Do you find that other services are not meet the needs of the women you support?
Absolutely and we are involved in a serious case review where a family has been failed because organisational systems and processes haven’t encountered the kind of abuse with these communities before, so it’s about challenging organisations to make the right decisions. Language is not always the problem, there’s an issue around culture and race and it’s been really important that we are able to ensure women’s rights are upheld.
Part of your work within this programme goes towards your refuge and crisis service. Can you tell us more about what that is and the role of the individual grants within that project?
There’s lots of work going on nationally regarding the lack of support for women with no recourse to public funds. Migrant women, who have come over here on a spousal visa, have experienced horrific abuse from their partner but have been threatened with being deported by the partner and the partner’s family if they make a referral.

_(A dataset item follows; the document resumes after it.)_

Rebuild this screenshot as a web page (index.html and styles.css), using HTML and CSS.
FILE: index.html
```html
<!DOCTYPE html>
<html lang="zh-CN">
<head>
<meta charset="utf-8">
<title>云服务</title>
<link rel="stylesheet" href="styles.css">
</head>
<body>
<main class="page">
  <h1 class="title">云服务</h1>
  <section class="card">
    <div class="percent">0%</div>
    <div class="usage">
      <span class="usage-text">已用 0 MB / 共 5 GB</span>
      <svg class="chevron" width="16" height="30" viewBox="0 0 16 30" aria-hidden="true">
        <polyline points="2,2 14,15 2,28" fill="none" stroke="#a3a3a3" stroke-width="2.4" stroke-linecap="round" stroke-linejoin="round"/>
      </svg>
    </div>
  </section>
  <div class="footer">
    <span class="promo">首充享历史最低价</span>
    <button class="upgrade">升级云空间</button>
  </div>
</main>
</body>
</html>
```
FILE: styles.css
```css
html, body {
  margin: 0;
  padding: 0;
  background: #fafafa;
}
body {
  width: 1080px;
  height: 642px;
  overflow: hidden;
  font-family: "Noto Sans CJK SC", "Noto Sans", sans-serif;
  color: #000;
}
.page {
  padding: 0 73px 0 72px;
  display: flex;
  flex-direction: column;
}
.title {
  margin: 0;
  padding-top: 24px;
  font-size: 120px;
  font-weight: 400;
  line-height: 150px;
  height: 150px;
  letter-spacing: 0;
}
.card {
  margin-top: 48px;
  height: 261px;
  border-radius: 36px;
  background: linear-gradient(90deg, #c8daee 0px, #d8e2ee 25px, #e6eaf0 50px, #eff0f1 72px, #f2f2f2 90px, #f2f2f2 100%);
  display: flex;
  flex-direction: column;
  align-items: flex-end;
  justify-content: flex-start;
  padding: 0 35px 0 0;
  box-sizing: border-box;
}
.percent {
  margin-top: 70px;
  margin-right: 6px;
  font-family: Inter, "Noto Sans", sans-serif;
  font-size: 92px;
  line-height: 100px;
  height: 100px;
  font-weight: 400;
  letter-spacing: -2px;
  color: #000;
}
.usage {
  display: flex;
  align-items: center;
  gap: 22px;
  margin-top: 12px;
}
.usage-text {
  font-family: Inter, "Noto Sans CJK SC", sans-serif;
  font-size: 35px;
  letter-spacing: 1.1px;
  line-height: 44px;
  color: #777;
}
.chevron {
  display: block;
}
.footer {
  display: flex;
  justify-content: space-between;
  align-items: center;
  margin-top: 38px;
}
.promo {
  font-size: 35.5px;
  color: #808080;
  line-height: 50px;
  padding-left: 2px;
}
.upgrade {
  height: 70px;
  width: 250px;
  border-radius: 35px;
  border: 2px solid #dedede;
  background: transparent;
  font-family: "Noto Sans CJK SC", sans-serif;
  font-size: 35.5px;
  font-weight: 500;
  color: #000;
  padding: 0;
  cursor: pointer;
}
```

The local authorities have a Destitute and Violence Fund but that involves copious amounts of paperwork and the length of time it takes to complete and be awarded is really damaging to the victim. Having a refuge in Middlesbrough that enables women to be safe and not worry about making the disclosure or worry about being deported makes such a difference. They are in a safe environment where our staff can support them straight away.
Without the funding, we wouldn’t have been able to provide our dedicated service for victims who don’t have any money or, because of their immigration status, are not eligible for certain levels of benefits. The crisis fund has also given us the opportunity to build up quite a good network for refugees and asylum seekers in terms of the resources that they can be building into their overall support plan.

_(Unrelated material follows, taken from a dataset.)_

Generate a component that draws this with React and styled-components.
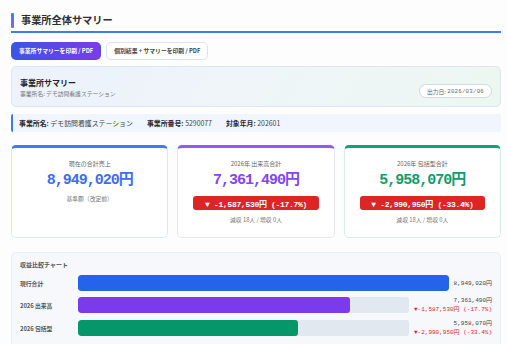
import React from "react";
import styled, { createGlobalStyle } from "styled-components";

const Global = createGlobalStyle`
  html, body { margin: 0; padding: 0; background: #fdfdfe; }
  body { font-family: "Noto Sans CJK JP", "Noto Sans", sans-serif; color: #333; }
`;

const MONO = `"Liberation Mono", "Noto Sans CJK JP", monospace`;

const Page = styled.div`
  padding: 9px 6px 0 11px;
  box-sizing: border-box;
  width: 507px;
`;

const Heading = styled.div`
  display: flex;
  align-items: center;
  gap: 7px;
  height: 22px;
  border-bottom: 2px solid #3b7cf4;
`;

const HeadBar = styled.div`
  width: 3px;
  height: 15px;
  border-radius: 1px;
  background: linear-gradient(180deg, #3b82f6, #8b5cf6);
`;

const HeadText = styled.h1`
  margin: 0;
  font-size: 10.2px;
  font-weight: 700;
  color: #2f2f33;
  line-height: 14px;
`;

const ButtonRow = styled.div`
  display: flex;
  gap: 5px;
  margin-top: 9px;
`;

const Button = styled.button`
  height: 18px;
  padding: 0 7px;
  border-radius: 5px;
  font-family: inherit;
  font-size: 5.8px;
  font-weight: 700;
  line-height: 1;
  cursor: pointer;
  border: 1px solid ${(p) => (p.primary ? "transparent" : "#dde3ec")};
  color: ${(p) => (p.primary ? "#fff" : "#444")};
  background: ${(p) => (p.primary ? "linear-gradient(90deg, #3b55e6, #7c3aed)" : "#fff")};
`;

const SummaryCard = styled.div`
  margin-top: 6px;
  height: 41px;
  box-sizing: border-box;
  border: 1px solid #dbe5f4;
  border-radius: 5px;
  background: linear-gradient(120deg, #edf2fc 0%, #eff5f8 50%, #ecf7f1 100%);
  padding: 8px;
  display: flex;
  justify-content: space-between;
  align-items: flex-end;
`;

const SummaryTitle = styled.div`
  font-size: 8px;
  font-weight: 700;
  line-height: 11px;
  color: #222;
`;

const SummarySub = styled.div`
  font-size: 5.8px;
  line-height: 8px;
  color: #777;
  margin-top: 2px;
`;

const Pill = styled.div`
  height: 14px;
  box-sizing: border-box;
  padding: 0 7px;
  border: 1px solid #d3dae4;
  border-radius: 8px;
  background: #fff;
  font-size: 5.8px;
  color: #666;
  display: flex;
  align-items: center;
`;

const PillMono = styled.span`
  font-family: ${MONO};
  letter-spacing: 0.2px;
`;

const InfoBar = styled.div`
  margin-top: 7px;
  height: 18px;
  box-sizing: border-box;
  background: #f1f5fd;
  border-left: 2px solid #3b7cf4;
  border-radius: 2px;
  display: flex;
  align-items: center;
  gap: 14px;
  padding-left: 6px;
  font-size: 6.9px;
  color: #444;
`;

const InfoItem = styled.span`
  b { font-weight: 700; color: #2a2a2a; }
`;

const CardGrid = styled.div`
  margin-top: 13px;
  display: grid;
  grid-template-columns: repeat(3, 1fr);
  gap: 9px;
`;

const Card = styled.div`
  height: 93px;
  box-sizing: border-box;
  border: 1px solid ${(p) => p.border};
  border-top: 3px solid ${(p) => p.accent};
  border-radius: 5px;
  background: #fff;
  padding-top: 11px;
  text-align: center;
`;

const CardLabel = styled.div`
  font-size: 6px;
  line-height: 10px;
  color: #666;
`;

const CardValue = styled.div`
  font-family: ${MONO};
  font-size: 15px;
  font-weight: 700;
  line-height: 18px;
  letter-spacing: -1px;
  margin-top: 3px;
  color: ${(p) => p.color};
`;

const CardNote = styled.div`
  font-size: 5.8px;
  line-height: 8px;
  color: #777;
  margin-top: ${(p) => p.top}px;
`;

const Badge = styled.div`
  margin: 6px 15px 0;
  height: 14px;
  border-radius: 3px;
  background: #dc2626;
  color: #fff;
  font-family: ${MONO};
  font-weight: 700;
  font-size: 8px;
  letter-spacing: -0.3px;
  display: flex;
  align-items: center;
  justify-content: center;
  white-space: pre;
`;

const Chart = styled.div`
  margin-top: 14px;
  background: #f6f8fb;
  border: 1px solid #eceff4;
  border-radius: 5px;
  padding: 8px 8px 14px 8px;
`;

const ChartTitle = styled.div`
  font-size: 6px;
  font-weight: 700;
  line-height: 8px;
  color: #555;
  margin-bottom: 6px;
`;

const Rows = styled.div`
  display: flex;
  flex-direction: column;
  gap: 5px;
`;

const Row = styled.div`
  display: flex;
  align-items: center;
  gap: 5px;
`;

const RowLabel = styled.div`
  width: 53px;
  flex: none;
  font-size: 5.8px;
  font-weight: 700;
  color: #555;
`;

const Track = styled.div`
  flex: 1;
  height: 16px;
  border-radius: 3px;
  background: #e2e8f0;
  overflow: hidden;
`;

const Fill = styled.div`
  height: 100%;
  border-radius: 3px;
  background: ${(p) => p.color};
`;

const ValueCol = styled.div`
  flex: none;
  text-align: right;
  font-family: ${MONO};
  font-size: 6px;
  line-height: 9px;
  color: #444;
  white-space: pre;
`;

const Diff = styled.div`
  color: #dc2626;
`;

const base = 8949020;
const rows = [
  { label: "現行合計", value: 8949020, color: "#2563eb" },
  { label: "2026 出来高", value: 7361490, color: "#7c3aed", diff: "▼-1,587,530円 (-17.7%)" },
  { label: "2026 包括型", value: 5958070, color: "#059669", diff: "▼-2,990,950円 (-33.4%)" },
];

const fmt = (n) => n.toLocaleString("en-US") + "円";

export default function App() {
  return (
    <>
      <Global />
      <Page>
        <Heading>
          <HeadBar />
          <HeadText>事業所全体サマリー</HeadText>
        </Heading>
        <ButtonRow>
          <Button primary>事業所サマリーを印刷 / PDF</Button>
          <Button>個別結果 + サマリーを印刷 / PDF</Button>
        </ButtonRow>
        <SummaryCard>
          <div>
            <SummaryTitle>事業所サマリー</SummaryTitle>
            <SummarySub>事業所名: デモ訪問看護ステーション</SummarySub>
          </div>
          <Pill>
            出力日:&nbsp;<PillMono>2026/03/06</PillMono>
          </Pill>
        </SummaryCard>
        <InfoBar>
          <InfoItem>
            <b>事業所名:</b> デモ訪問看護ステーション
          </InfoItem>
          <InfoItem>
            <b>事業所番号:</b> 5290077
          </InfoItem>
          <InfoItem>
            <b>対象年月:</b> 202601
          </InfoItem>
        </InfoBar>
        <CardGrid>
          <Card accent="#3b7cf4" border="#dce6fd">
            <CardLabel>現在の合計売上</CardLabel>
            <CardValue color="#3b6ef0">8,949,020円</CardValue>
            <CardNote top={5}>基準額（改定前）</CardNote>
          </Card>
          <Card accent="#8b5cf6" border="#ece3fd">
            <CardLabel>2026年 出来高合計</CardLabel>
            <CardValue color="#8446ee">7,361,490円</CardValue>
            <Badge>▼ -1,587,530円 (-17.7%)</Badge>
            <CardNote top={6}>減収 18人 / 増収 0人</CardNote>
          </Card>
          <Card accent="#10a37a" border="#d6f0e4">
            <CardLabel>2026年 包括型合計</CardLabel>
            <CardValue color="#159a6a">5,958,070円</CardValue>
            <Badge>▼ -2,990,950円 (-33.4%)</Badge>
            <CardNote top={6}>減収 18人 / 増収 0人</CardNote>
          </Card>
        </CardGrid>
        <Chart>
          <ChartTitle>収益比較チャート</ChartTitle>
          <Rows>
            {rows.map((r) => (
              <Row key={r.label}>
                <RowLabel>{r.label}</RowLabel>
                <Track>
                  <Fill color={r.color} style={{ width: `${(r.value / base) * 100}%` }} />
                </Track>
                <ValueCol>
                  <div>{fmt(r.value)}</div>
                  {r.diff && <Diff>{r.diff}</Diff>}
                </ValueCol>
              </Row>
            ))}
          </Rows>
        </Chart>
      </Page>
    </>
  );
}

Where do you see the individual grants having the most impact?
Firstly, it has helped us support so many more women than we could have without the grant, but it’s also really helped us challenge organisations. We’ve been able to speak through the voice of the survivor about decisions that organisations have made, especially those decisions that have been ill-informed and where they haven’t listened to survivors.
We have a project called the Halo Exhale which is a six week program that focuses on supporting issues such as post traumatic stress disorder caused by FGM and providing a deeper understanding of the shame felt through honour-based abuse and sexual abuse. We can listen to survivors through a trauma informed lens and that’s been something that’s been really pertinent to the grant.
We also have a project called The Circle of Friends that has been invaluable, especially in the refuge, where women who have come into the service have had peer-to-peer support. It’s also been really beneficial to those that have been on our programme for a while too.
What’s the best way people can support you at this time?
We need partners, ambassadors and change-makers to really embed what we see is our vision to make this area one of the safest places for a woman to be in. We want everyone to be involved because it’s everybody’s business, we can’t change this by ourselves. We need male members of society to come along and be leaders and we need women and professionals who are volunteers to come and speak about the benefits of a particular project that’s working to address a specific problem within the community.
We need support from people making policies, decisions and taking actions to improve the lives of our women and for people who are upholding the rule of law to make sure that they understand and listen to our survivors. We also need women in the community to not be bystanders of this abuse.
If you can be that change-maker, if you are not willing to be a bystander and instead challenge that behaviour and want to work with the Halo Project then we want to work with you. If we have a healthy society, then we have a healthy economy and we can’t disengage the two so we need everybody to work together to create a society we all want to live in.
It’s very important that we have a balance of people from all walks of life and we are a very inclusive organisation that wants to make sure that we get people around with the right kind of skills and passion. We can’t train passion but we can certainly train individuals.